Alors que le Bénin rêve de hisser son économie sur les rampes du numérique, un coup de tonnerre réglementaire vient fissurer l’euphorie technophile. L’ARCEP-Bénin a infligé, le 15 janvier 2025, une amende historique de 4,8 milliards de FCFA aux géants MTN et Moov Africa pour désertion connectique,un camouflet sans précédent dans un pays où 52 % de la population navigue encore en zone blanche. Une sanction qui sonne comme un aveu : derrière les promesses de couverture universelle, le pays bute sur une fracture numérique chronique.
MTN et Moov Africa : Réseaux fantômes, factures bien réelles
D’après les audits de l’ARCEP, ni MTN ni Moov Africa n’ont honoré leurs engagements de couvrir les axes routiers et les arrondissements en 3G/4G de 2020 et 2021. Les résultats sont catastrophiques avec un bilan lunaire : sur 99 arrondissements contrôlés en 2023, MTN n’a brillé que dans le 5ᵉ de Porto-Novo (en 3G), tandis que Moov affichait un zéro pointé absolu. Les artères économiques vitales Cotonou-Malanville, Parakou-Djougou restent quant à elles des corridors du silence numérique, privant voyageurs et entrepreneurs de tout accès fiable.
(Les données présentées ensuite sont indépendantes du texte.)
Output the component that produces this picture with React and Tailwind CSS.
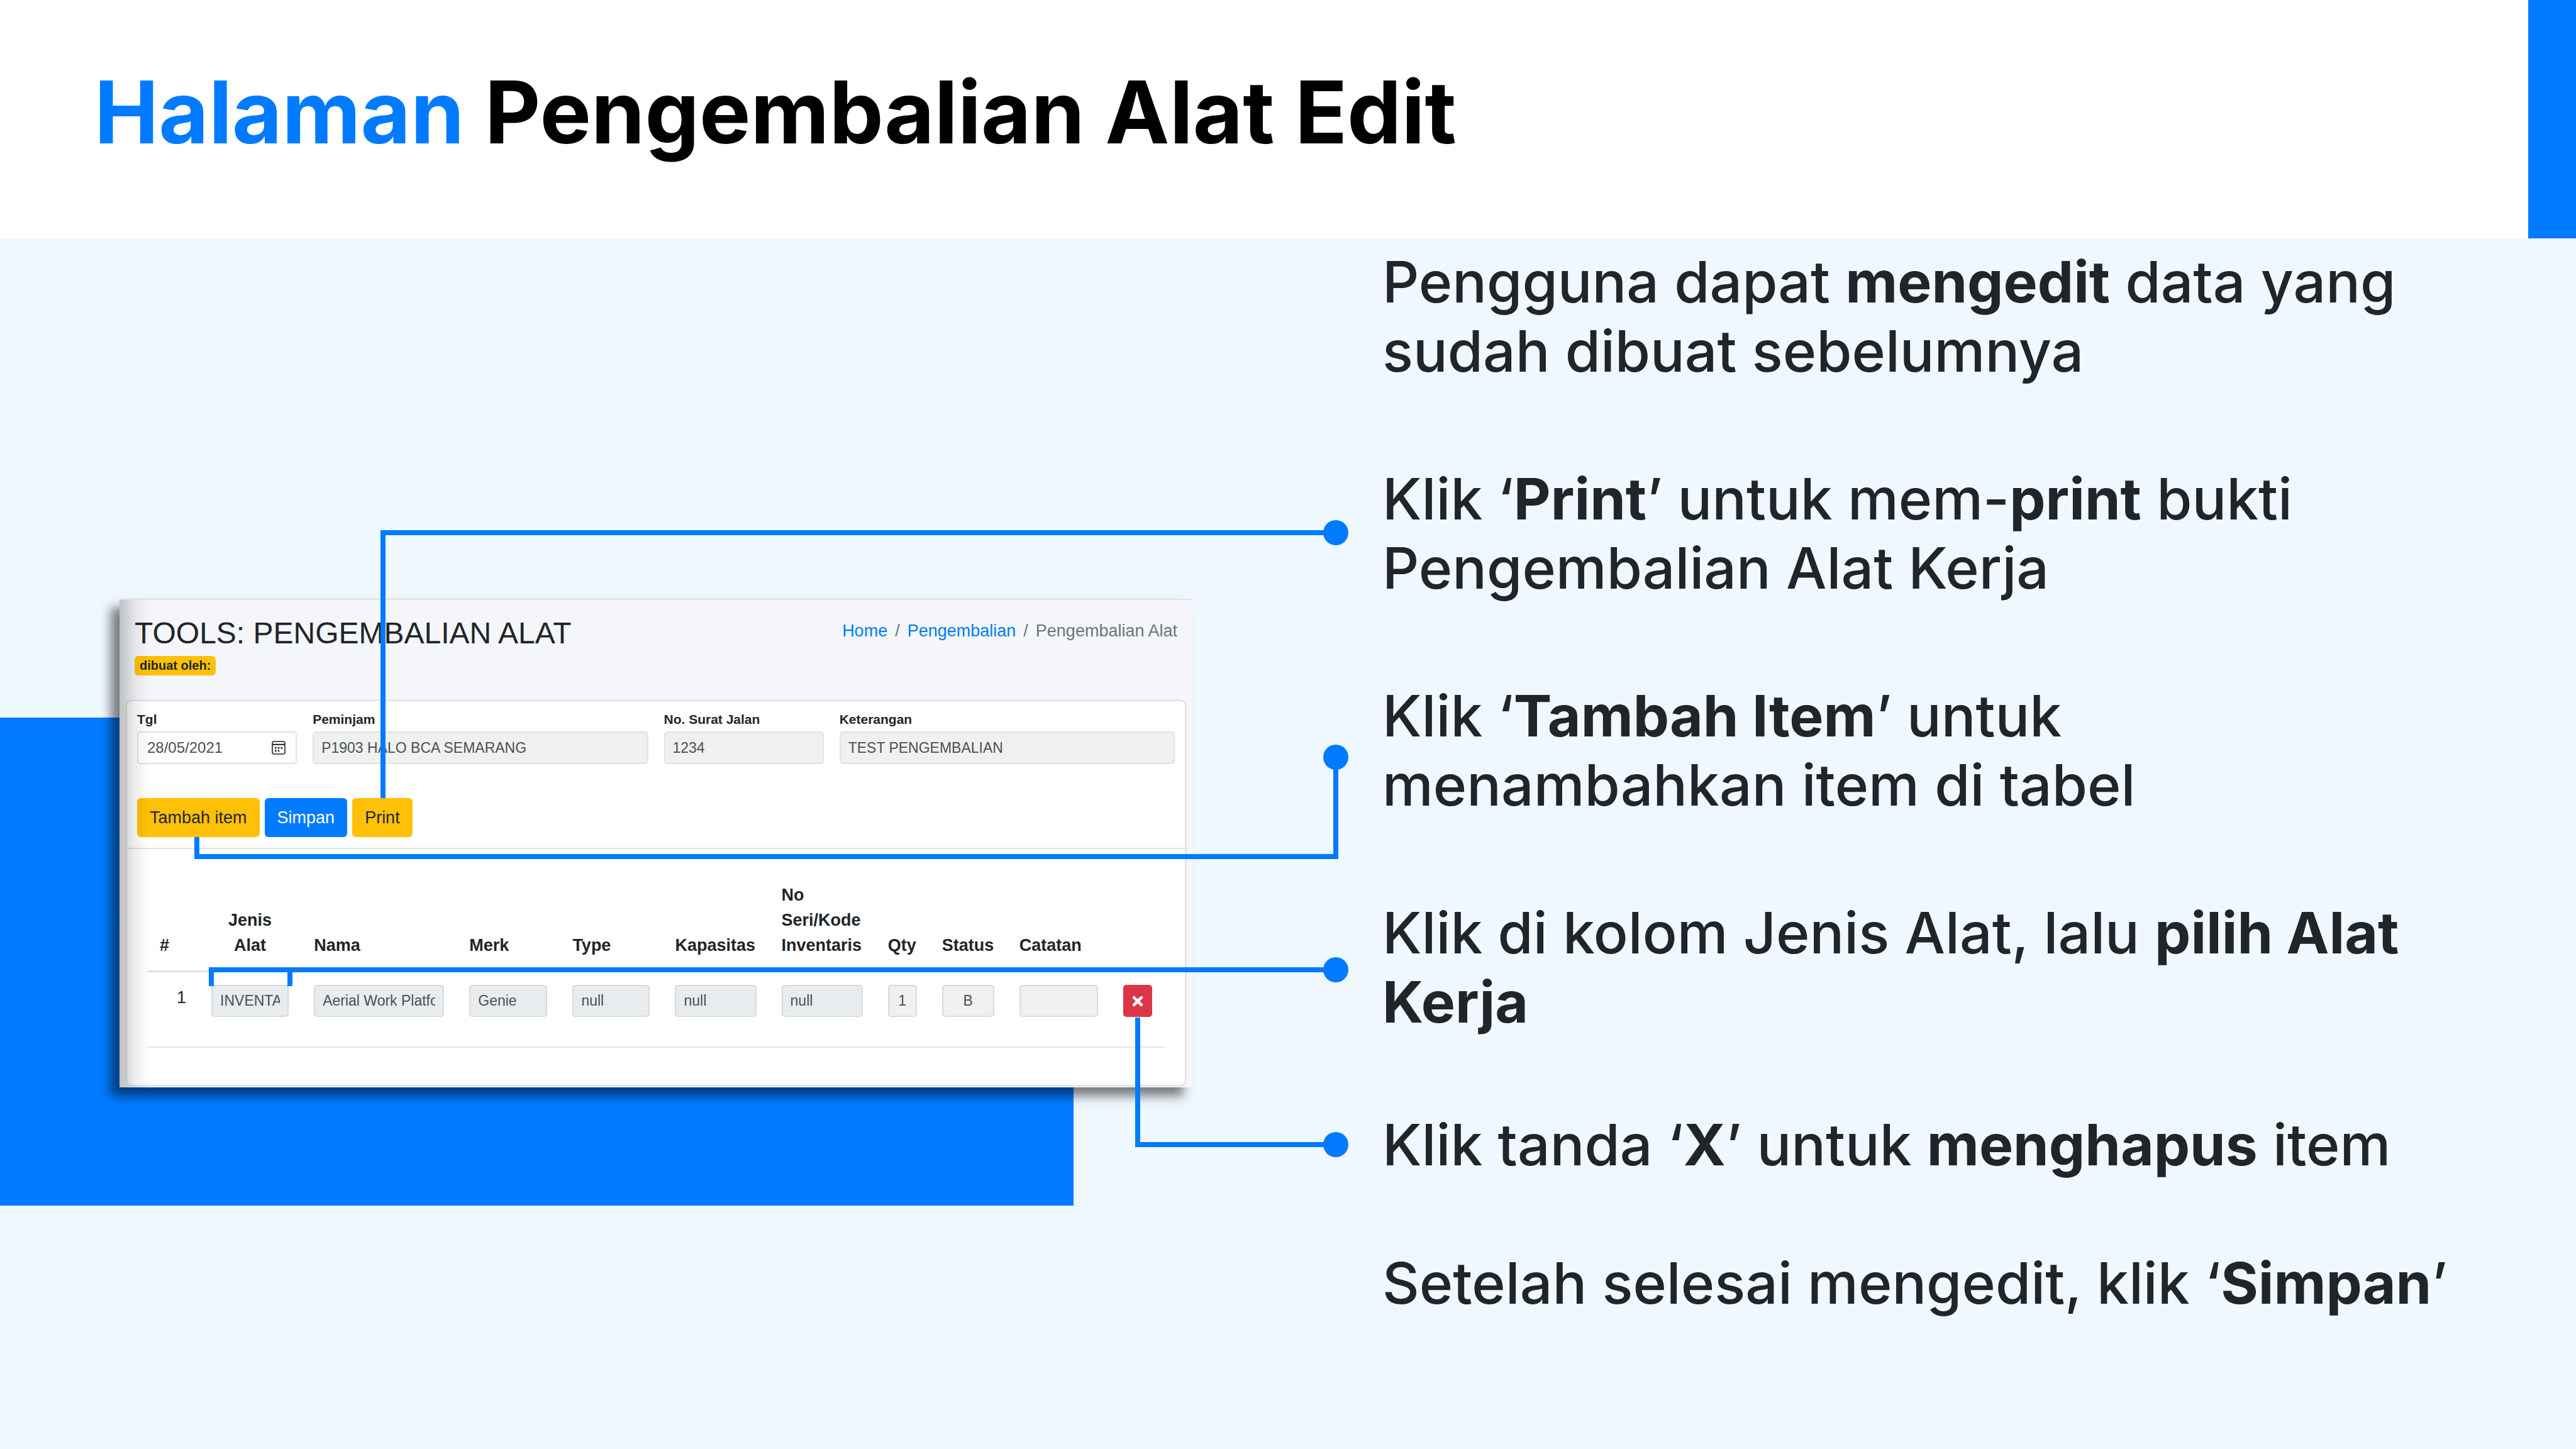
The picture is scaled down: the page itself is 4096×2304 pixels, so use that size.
const fieldBase =
  "h-[52px] w-full rounded-[5px] border-2 border-[#dee2e6] px-[12px] text-[23px] text-[#495057]";

function Field({ id, label, value, className }) {
  return (
    <div className={className}>
      <label htmlFor={id} className="block text-[21px] font-bold leading-[30px]">
        {label}
      </label>
      <input id={id} disabled defaultValue={value} className={fieldBase + " mt-[4px] bg-[#f0f0f0]"} />
    </div>
  );
}

function CalendarIcon() {
  return (
    <svg viewBox="0 0 22 22" className="size-[22px]" fill="none" stroke="#212529" strokeWidth="1.6">
      <rect x="1" y="1" width="20" height="20" rx="3" />
      <path d="M1 5.8h20" strokeWidth="2" />
      <g fill="#212529" stroke="none">
        <rect x="5" y="10" width="2.6" height="2.6" />
        <rect x="9.7" y="10" width="2.6" height="2.6" />
        <rect x="14.4" y="10" width="2.6" height="2.6" />
        <rect x="5" y="14.6" width="2.6" height="2.6" />
        <rect x="9.7" y="14.6" width="2.6" height="2.6" />
      </g>
    </svg>
  );
}

const columns = [
  { title: "#", width: "w-[82px]", align: "text-left" },
  { title: "Jenis Alat", width: "w-[163px]", align: "text-center" },
  { title: "Nama", width: "w-[247px]", align: "text-left" },
  { title: "Merk", width: "w-[164px]", align: "text-left" },
  { title: "Type", width: "w-[163px]", align: "text-left" },
  { title: "Kapasitas", width: "w-[169px]", align: "text-left" },
  { title: "No Seri/Kode Inventaris", width: "w-[169px]", align: "text-left" },
  { title: "Qty", width: "w-[86px]", align: "text-left" },
  { title: "Status", width: "w-[123px]", align: "text-left" },
  { title: "Catatan", width: "w-[165px]", align: "text-left" },
  { title: "", width: "w-[86px]", align: "text-left" },
];

const cells = [
  { name: "Jenis Alat", value: "INVENTARIS", tone: "bg-[#e9ecef] px-[12px]" },
  { name: "Nama", value: "Aerial Work Platform", tone: "bg-[#e9ecef] px-[12px]" },
  { name: "Merk", value: "Genie", tone: "bg-[#e9ecef] px-[12px]" },
  { name: "Type", value: "null", tone: "bg-[#e9ecef] px-[12px]" },
  { name: "Kapasitas", value: "null", tone: "bg-[#e9ecef] px-[12px]" },
  { name: "No Seri/Kode Inventaris", value: "null", tone: "bg-[#e9ecef] px-[12px]" },
  { name: "Qty", value: "1", tone: "bg-[#f0f0f0] text-center" },
  { name: "Status", value: "B", tone: "bg-[#f0f0f0] text-center" },
  { name: "Catatan", value: "", tone: "bg-[#f0f0f0]" },
];

function ItemTable() {
  return (
    <table className="w-full table-fixed border-collapse text-[27px] leading-[40px]">
      <colgroup>
        {columns.map((c, i) => (
          <col key={i} className={c.width} />
        ))}
      </colgroup>
      <thead>
        <tr className="border-b-[3px] border-[#dee2e6]">
          {columns.map((c, i) => (
            <th key={i} className={"px-[20px] py-[20px] align-bottom font-bold " + c.align}>
              {c.title}
            </th>
          ))}
        </tr>
      </thead>
      <tbody>
        <tr className="border-b-2 border-[#e3e5e8]">
          <td className="px-[20px] pt-[20px] text-right align-top">1</td>
          {cells.map((c) => (
            <td key={c.name} className="px-[20px] pt-[20px] pb-[47px] align-top">
              <input
                aria-label={c.name}
                readOnly
                value={c.value}
                className={"block h-[51px] w-full rounded-[5px] border-2 border-[#d6dade] text-[23px] text-[#495057] " + c.tone}
              />
            </td>
          ))}
          <td className="px-[20px] pt-[20px] pb-[47px] align-top">
            <button
              type="button"
              aria-label="Hapus item"
              className="flex h-[51px] w-full items-center justify-center rounded-[5px] bg-[#dc3545]"
            >
              <svg viewBox="0 0 18 18" className="size-[18px]" stroke="#fff" strokeWidth="4.6" strokeLinecap="round">
                <path d="M3.2 3.2l11.6 11.6M14.8 3.2L3.2 14.8" />
              </svg>
            </button>
          </td>
        </tr>
      </tbody>
    </table>
  );
}

function AppWindow() {
  return (
    <section className="relative border-t-2 border-[#dee2e6] bg-[#f4f6f9] px-[11px] pb-[3px] font-['Liberation_Sans',Arial,sans-serif] text-[#212529] shadow-[-14px_14px_16px_rgba(0,0,0,0.5)]">
      <div className="flex h-[160px] items-start justify-between px-[13px] pt-[23px]">
        <div className="flex flex-col items-start">
          <h2 className="text-[48px] leading-[60px]">TOOLS: PENGEMBALIAN ALAT</h2>
          <span className="mt-[6px] rounded-[6px] bg-[#ffc107] px-[8px] text-[20px] font-bold leading-[31px]">
            dibuat oleh:
          </span>
        </div>
        <nav className="flex gap-[12px] pt-[6px] text-[27px] leading-[40px] text-[#6c757d]">
          <a href="#home" className="text-[#007bff]">Home</a>
          <span>/</span>
          <a href="#pengembalian" className="text-[#007bff]">Pengembalian</a>
          <span>/</span>
          <span>Pengembalian Alat</span>
        </nav>
      </div>

      <div className="rounded-[8px] border border-[#e3e5e8] bg-white shadow-[0_0_3px_rgba(0,0,0,0.25)]">
        <form className="border-b-2 border-[#e0e2e4] px-[16px] pt-[14px] pb-[17px]">
          <div className="grid grid-cols-6 gap-x-[25px]">
            <div>
              <label htmlFor="tgl" className="block text-[21px] font-bold leading-[30px]">Tgl</label>
              <div className="mt-[4px] flex h-[52px] items-center rounded-[5px] border-2 border-[#dee2e6] bg-white pr-[16px] pl-[14px]">
                <input
                  id="tgl"
                  defaultValue="28/05/2021"
                  className="w-full min-w-0 flex-1 text-[24px] text-[#495057]"
                />
                <button type="button" aria-label="Pilih tanggal">
                  <CalendarIcon />
                </button>
              </div>
            </div>
            <Field id="peminjam" label="Peminjam" value="P1903 HALO BCA SEMARANG" className="col-span-2" />
            <Field id="surat" label="No. Surat Jalan" value="1234" />
            <Field id="keterangan" label="Keterangan" value="TEST PENGEMBALIAN" className="col-span-2" />
          </div>
          <div className="mt-[54px] flex gap-[8px] text-[27px] leading-[40px]">
            <button type="button" className="rounded-[6px] bg-[#ffc107] px-[20px] py-[11px]">Tambah item</button>
            <button type="button" className="rounded-[6px] bg-[#007bff] px-[20px] py-[11px] text-white">Simpan</button>
            <button type="button" className="rounded-[6px] bg-[#ffc107] px-[20px] py-[11px]">Print</button>
          </div>
        </form>
        <div className="px-[32px] pt-[33px] pb-[59px]">
          <ItemTable />
        </div>
      </div>
      <div className="pointer-events-none absolute inset-y-0 left-0 w-[48px] bg-linear-to-r from-black/22 via-black/7 to-transparent" />
    </section>
  );
}

function Connectors() {
  return (
    <svg
      viewBox="0 0 4096 1925"
      className="pointer-events-none absolute inset-0 size-full"
      fill="none"
      stroke="#007bff"
      strokeWidth="8"
      aria-hidden="true"
    >
      <path d="M609 890V468H2124" />
      <path d="M313 952V983H2124V825" />
      <path d="M336 1189V1163H2124M461 1189V1163" />
      <path d="M1809 1239V1441H2124" />
      <g fill="#007bff" stroke="none">
        <circle cx="2124" cy="468" r="20" />
        <circle cx="2124" cy="825" r="20" />
        <circle cx="2124" cy="1163" r="20" />
        <circle cx="2124" cy="1441" r="20" />
      </g>
    </svg>
  );
}

export default function App() {
  return (
    <div className="flex min-h-screen flex-col bg-[#f0f8ff] font-['Inter',sans-serif]">
      <header className="flex h-[379px] items-start justify-between bg-white">
        <h1 className="pt-[95px] pl-[150px] text-[137px] font-bold leading-[166px] text-black">
          <span className="text-[#007bff]">Halaman</span> Pengembalian Alat Edit
        </h1>
        <div className="w-[76px] self-stretch bg-[#007bff]" />
      </header>

      <main className="relative isolate grid flex-1 grid-cols-[1706fr_1718fr] items-start gap-x-[302px] pr-[180px] pl-[190px]">
        <div className="absolute top-[762px] left-0 -z-10 h-[776px] w-[1707px] bg-[#007bff]" />
        <div className="pt-[573px]">
          <AppWindow />
        </div>
        <div className="pt-[14px] text-[91px] font-medium leading-[110px] text-[#212529]">
          <p>
            Pengguna dapat <b>mengedit</b> data yang sudah dibuat sebelumnya
          </p>
          <p className="mt-[125px]">
            Klik ‘<b>Print</b>’ untuk mem-<b>print</b> bukti Pengembalian Alat Kerja
          </p>
          <p className="mt-[125px]">
            Klik ‘<b>Tambah Item</b>’ untuk menambahkan item di tabel
          </p>
          <p className="mt-[125px]">
            Klik di kolom Jenis Alat, lalu <b>pilih Alat Kerja</b>
          </p>
          <p className="mt-[117px]">
            Klik tanda ‘<b>X</b>’ untuk <b>menghapus</b> item
          </p>
          <p className="mt-[110px]">
            Setelah selesai mengedit, klik ‘<b>Simpan</b>’
          </p>
        </div>
        <Connectors />
      </main>
    </div>
  );
}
Malgré une mise en demeure en 2022, les deux opérateurs ont persisté dans une inertie infrastructurale, poussant l’ARCEP à actionner l’article 239 du Code du numérique. Résultat : MTN écope de 3,35 milliards de FCFA (1,5 % de son CA 2023), Moov de 1,5 milliard à verser sous 60 jours. Un rappel à l’ordre financier qui cache mal un paradoxe : comment ces mastodontes, piliers d’un secteur contribuant à 960 milliards de FCFA au PIB en 2023, ont-ils pu déserter le front de la connectivité ?
GSMA : l’économie béninoise suspendue à un clic
Dans un ironique contretemps, la GSMA a publié le 30 janvier dernier un rapport prophétisant un boom numérique : une transformation digitale boostant le PIB de 1 200 milliards de FCFA d’ici à 2028, créant 300 000 emplois et générant 150 milliards de recettes fiscales. Agriculture, industrie, transport, tous les secteurs y gagneraient, à condition de combler l’abîme entre villes connectées et campagnes oubliées.
« Le Bénin est à un carrefour : soit il devient un laboratoire de l’inclusion numérique, soit il reste prisonnier de ses zones grises», analyse Angela Wamola, directrice Afrique subsaharienne de la GSMA. Un plaidoyer pour des réformes urgentes : révision des indicateurs de couverture, baisse des taxes sectorielles, subventions aux terminaux mobiles… Autant de leviers pour transformer l’essai.
Sanctions ou électrochoc pour MTN et Moov Africa?
Si les amendes font tiquer, elles révèlent une régulation enfin musclée. Mais l’ARCEP joue aussi aux funambules : sanctionner tout en accordant un nouveau sursis de 12 mois aux opérateurs, c’est risquer de légitimer une culture du rattrapage perpétuel. « Ces pénalités doivent être un vaccin, pas un pansement », tempête un expert sous couvert d’anonymat.
Pendant ce temps, les utilisateurs ruraux, eux, patientent. Comme Adélaïde, commerçante à Kpédékpo : « Ici, le réseau, c’est une légende. » « On paie des forfaits pour des barres de connexion fantômes. » Un cri du cœur qui résume l’enjeu : le Bénin pourra-t-il concilier sanctions exemplaires, promesses industrielles et urgence citoyenne ?
L’heure des choix technopolitiques
Le rapport de la GSMA esquisse une feuille de route : moderniser les licences télécoms, libérer les fréquences, former aux compétences digitales… Autant de chantiers qui exigent un dialogue serré entre État, opérateurs et société civile. Car sans investissements ciblés et transparence, les 1 200 milliards de PIB promis resteront un mirage statistique.
Alors que MTN et Moov mijotent leur riposte, une question persiste : ces sanctions marquent-elles un tournant ou un épisode de plus dans la saga des engagements en pixelographie ? Réponse en 2026, à l’échéance de la nouvelle mise en demeure. D’ici là, le Bénin devra trancher : être un élève modèle du numérique… ou un éternel aspirant.